• PROBLEM DESCRIPTION
Reproduce the listing exactly and skip over any pictures.

• GIVEN DATA
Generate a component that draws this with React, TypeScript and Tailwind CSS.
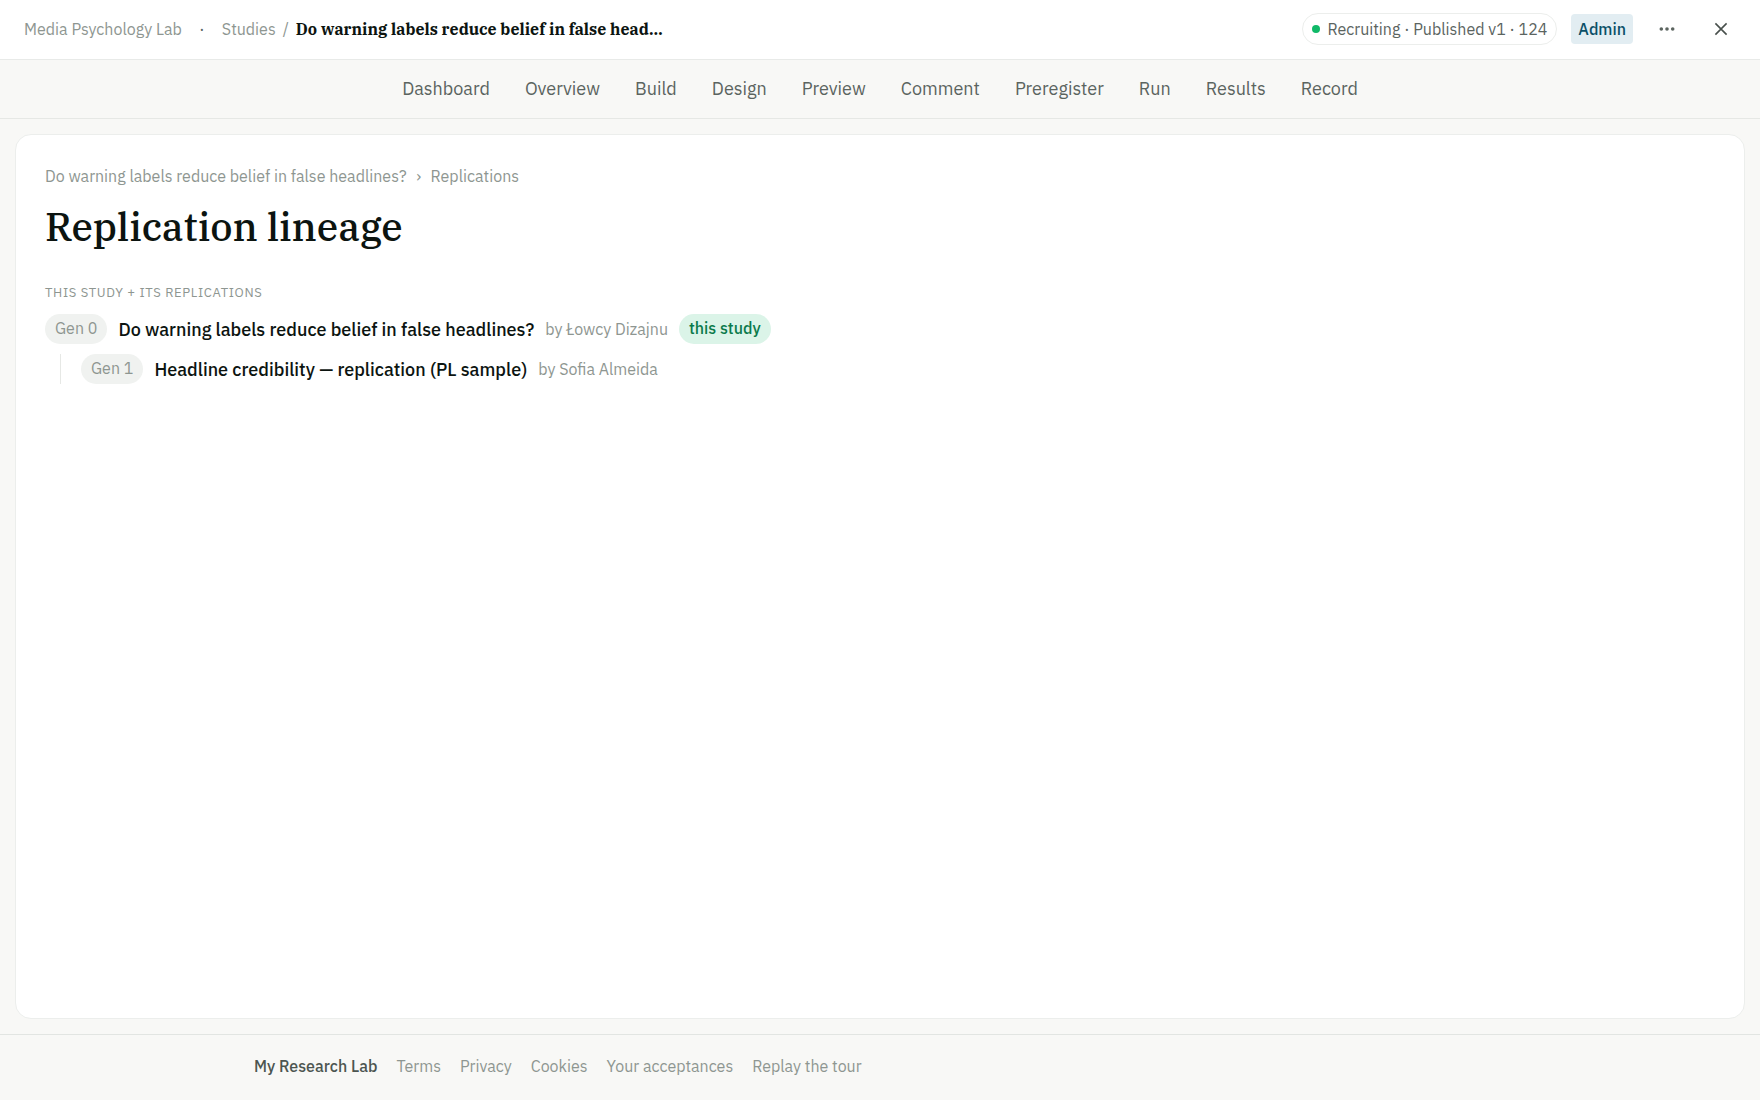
import React from "react";

const NAV_ITEMS = [
  "Dashboard",
  "Overview",
  "Build",
  "Design",
  "Preview",
  "Comment",
  "Preregister",
  "Run",
  "Results",
  "Record",
];

const FOOTER_LINKS = ["Terms", "Privacy", "Cookies", "Your acceptances", "Replay the tour"];

interface LineageEntry {
  generation: number;
  title: string;
  author: string;
  current: boolean;
}

const LINEAGE: LineageEntry[] = [
  {
    generation: 0,
    title: "Do warning labels reduce belief in false headlines?",
    author: "Łowcy Dizajnu",
    current: true,
  },
  {
    generation: 1,
    title: "Headline credibility — replication (PL sample)",
    author: "Sofia Almeida",
    current: false,
  },
];

function TopBar() {
  return (
    <header className="flex h-[60px] shrink-0 items-center justify-between border-b border-[#e8eae8] bg-white pb-0.5 pl-6 pr-[19px] text-[16px] leading-6">
      <div className="flex items-center text-[#8e9691]">
        <a href="#lab">Media Psychology Lab</a>
        <span className="w-10 text-center text-[#5b645f]">·</span>
        <a href="#studies">Studies</a>
        <span className="w-5 text-center">/</span>
        <span className="font-['IBM_Plex_Serif','Liberation_Serif',serif] font-bold text-[#0c1410]">
          Do warning labels reduce belief in false head…
        </span>
      </div>
      <div className="flex items-center gap-[14px]">
        <span className="flex h-8 items-center gap-[7px] rounded-full border border-[#eceeec] px-[9px] text-[#5b645f]">
          <span className="size-2 rounded-full bg-[#10b968]" />
          Recruiting · Published v1 · 124
        </span>
        <span className="flex h-[30px] items-center rounded bg-[#e2edf2] px-[7px] font-medium text-[#0b5068]">
          Admin
        </span>
        <button type="button" aria-label="More actions" className="flex size-10 items-center justify-center text-[#5b645f]">
          <svg width="16" height="16" viewBox="0 0 16 16" fill="currentColor">
            <circle cx="2.3" cy="8" r="1.8" />
            <circle cx="8" cy="8" r="1.8" />
            <circle cx="13.7" cy="8" r="1.8" />
          </svg>
        </button>
        <button type="button" aria-label="Close" className="flex size-10 items-center justify-center text-[#48504c]">
          <svg width="16" height="16" viewBox="0 0 16 16" fill="none" stroke="currentColor" strokeWidth="1.6">
            <path d="M2.4 2.4l11.2 11.2M13.6 2.4L2.4 13.6" />
          </svg>
        </button>
      </div>
    </header>
  );
}

function StudyNav() {
  return (
    <nav className="flex h-[59px] shrink-0 items-center justify-center gap-[35px] border-b border-[#e6e8e5] text-[18px] leading-6 text-[#5b645f]">
      {NAV_ITEMS.map((item) => (
        <a key={item} href={`#${item.toLowerCase()}`}>
          {item}
        </a>
      ))}
    </nav>
  );
}

function LineageRow({ entry }: { entry: LineageEntry }) {
  return (
    <div className="flex items-center gap-[11px]">
      <span className="flex h-[30px] items-center rounded-full bg-[#f0f2f0] px-[10px] pb-0.5 text-[16px] text-[#8e9691]">
        Gen {entry.generation}
      </span>
      <a href={`#gen-${entry.generation}`} className="text-[18px] font-medium text-[#0c1410]">
        {entry.title}
      </a>
      <span className="text-[16px] text-[#8e9691]">by {entry.author}</span>
      {entry.current && (
        <span className="flex h-[30px] items-center rounded-full bg-[#dbf4e8] px-[10px] pb-0.5 text-[16px] font-medium text-[#0b7a4b]">
          this study
        </span>
      )}
    </div>
  );
}

function Footer() {
  return (
    <footer className="shrink-0 border-t border-[#e2e5e2]">
      <div className="mx-auto flex h-[65px] max-w-[1280px] items-center gap-[19px] px-[14px] pb-[3px] text-[16px] text-[#8e9691]">
        <span className="font-medium text-[#4c5550]">My Research Lab</span>
        {FOOTER_LINKS.map((link) => (
          <a key={link} href="#footer">
            {link}
          </a>
        ))}
      </div>
    </footer>
  );
}

function App() {
  return (
    <div className="flex min-h-screen flex-col bg-[#f8f8f6] font-['IBM_Plex_Sans',Roboto,sans-serif]">
      <TopBar />
      <StudyNav />
      <main className="m-[15px] flex-1 rounded-2xl border border-[#eceeec] bg-white px-[29px] pt-[29px]">
        <div className="flex items-center text-[16px] leading-6 text-[#8e9691]">
          <a href="#study">Do warning labels reduce belief in false headlines?</a>
          <span className="w-6 text-center">›</span>
          <span>Replications</span>
        </div>
        <h1 className="mt-[14px] font-['IBM_Plex_Serif','Liberation_Serif',serif] text-[39px] font-medium leading-[50px] text-[#0c1410]">
          Replication lineage
        </h1>
        <h2 className="mt-[31px] text-[13px] uppercase leading-5 tracking-wider text-[#8e9691]">
          This study + its replications
        </h2>
        <ul className="mt-[11px] flex flex-col gap-[10px]">
          {LINEAGE.map((entry) => (
            <li key={entry.generation}>
              {entry.generation === 0 ? (
                <LineageRow entry={entry} />
              ) : (
                <div className="ml-[15px] border-l border-[#e6e8e5] pl-5">
                  <LineageRow entry={entry} />
                </div>
              )}
            </li>
          ))}
        </ul>
      </main>
      <Footer />
    </div>
  );
}

export default App;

• EXERCISE SOLUTION
Generate a component that draws this with React, TypeScript and Tailwind CSS.
import React from "react";

const NAV_ITEMS = [
  "Dashboard",
  "Overview",
  "Build",
  "Design",
  "Preview",
  "Comment",
  "Preregister",
  "Run",
  "Results",
  "Record",
];

const FOOTER_LINKS = ["Terms", "Privacy", "Cookies", "Your acceptances", "Replay the tour"];

interface LineageEntry {
  generation: number;
  title: string;
  author: string;
  current: boolean;
}

const LINEAGE: LineageEntry[] = [
  {
    generation: 0,
    title: "Do warning labels reduce belief in false headlines?",
    author: "Łowcy Dizajnu",
    current: true,
  },
  {
    generation: 1,
    title: "Headline credibility — replication (PL sample)",
    author: "Sofia Almeida",
    current: false,
  },
];

function TopBar() {
  return (
    <header className="flex h-[60px] shrink-0 items-center justify-between border-b border-[#e8eae8] bg-white pb-0.5 pl-6 pr-[19px] text-[16px] leading-6">
      <div className="flex items-center text-[#8e9691]">
        <a href="#lab">Media Psychology Lab</a>
        <span className="w-10 text-center text-[#5b645f]">·</span>
        <a href="#studies">Studies</a>
        <span className="w-5 text-center">/</span>
        <span className="font-['IBM_Plex_Serif','Liberation_Serif',serif] font-bold text-[#0c1410]">
          Do warning labels reduce belief in false head…
        </span>
      </div>
      <div className="flex items-center gap-[14px]">
        <span className="flex h-8 items-center gap-[7px] rounded-full border border-[#eceeec] px-[9px] text-[#5b645f]">
          <span className="size-2 rounded-full bg-[#10b968]" />
          Recruiting · Published v1 · 124
        </span>
        <span className="flex h-[30px] items-center rounded bg-[#e2edf2] px-[7px] font-medium text-[#0b5068]">
          Admin
        </span>
        <button type="button" aria-label="More actions" className="flex size-10 items-center justify-center text-[#5b645f]">
          <svg width="16" height="16" viewBox="0 0 16 16" fill="currentColor">
            <circle cx="2.3" cy="8" r="1.8" />
            <circle cx="8" cy="8" r="1.8" />
            <circle cx="13.7" cy="8" r="1.8" />
          </svg>
        </button>
        <button type="button" aria-label="Close" className="flex size-10 items-center justify-center text-[#48504c]">
          <svg width="16" height="16" viewBox="0 0 16 16" fill="none" stroke="currentColor" strokeWidth="1.6">
            <path d="M2.4 2.4l11.2 11.2M13.6 2.4L2.4 13.6" />
          </svg>
        </button>
      </div>
    </header>
  );
}

function StudyNav() {
  return (
    <nav className="flex h-[59px] shrink-0 items-center justify-center gap-[35px] border-b border-[#e6e8e5] text-[18px] leading-6 text-[#5b645f]">
      {NAV_ITEMS.map((item) => (
        <a key={item} href={`#${item.toLowerCase()}`}>
          {item}
        </a>
      ))}
    </nav>
  );
}

function LineageRow({ entry }: { entry: LineageEntry }) {
  return (
    <div className="flex items-center gap-[11px]">
      <span className="flex h-[30px] items-center rounded-full bg-[#f0f2f0] px-[10px] pb-0.5 text-[16px] text-[#8e9691]">
        Gen {entry.generation}
      </span>
      <a href={`#gen-${entry.generation}`} className="text-[18px] font-medium text-[#0c1410]">
        {entry.title}
      </a>
      <span className="text-[16px] text-[#8e9691]">by {entry.author}</span>
      {entry.current && (
        <span className="flex h-[30px] items-center rounded-full bg-[#dbf4e8] px-[10px] pb-0.5 text-[16px] font-medium text-[#0b7a4b]">
          this study
        </span>
      )}
    </div>
  );
}

function Footer() {
  return (
    <footer className="shrink-0 border-t border-[#e2e5e2]">
      <div className="mx-auto flex h-[65px] max-w-[1280px] items-center gap-[19px] px-[14px] pb-[3px] text-[16px] text-[#8e9691]">
        <span className="font-medium text-[#4c5550]">My Research Lab</span>
        {FOOTER_LINKS.map((link) => (
          <a key={link} href="#footer">
            {link}
          </a>
        ))}
      </div>
    </footer>
  );
}

function App() {
  return (
    <div className="flex min-h-screen flex-col bg-[#f8f8f6] font-['IBM_Plex_Sans',Roboto,sans-serif]">
      <TopBar />
      <StudyNav />
      <main className="m-[15px] flex-1 rounded-2xl border border-[#eceeec] bg-white px-[29px] pt-[29px]">
        <div className="flex items-center text-[16px] leading-6 text-[#8e9691]">
          <a href="#study">Do warning labels reduce belief in false headlines?</a>
          <span className="w-6 text-center">›</span>
          <span>Replications</span>
        </div>
        <h1 className="mt-[14px] font-['IBM_Plex_Serif','Liberation_Serif',serif] text-[39px] font-medium leading-[50px] text-[#0c1410]">
          Replication lineage
        </h1>
        <h2 className="mt-[31px] text-[13px] uppercase leading-5 tracking-wider text-[#8e9691]">
          This study + its replications
        </h2>
        <ul className="mt-[11px] flex flex-col gap-[10px]">
          {LINEAGE.map((entry) => (
            <li key={entry.generation}>
              {entry.generation === 0 ? (
                <LineageRow entry={entry} />
              ) : (
                <div className="ml-[15px] border-l border-[#e6e8e5] pl-5">
                  <LineageRow entry={entry} />
                </div>
              )}
            </li>
          ))}
        </ul>
      </main>
      <Footer />
    </div>
  );
}

export default App;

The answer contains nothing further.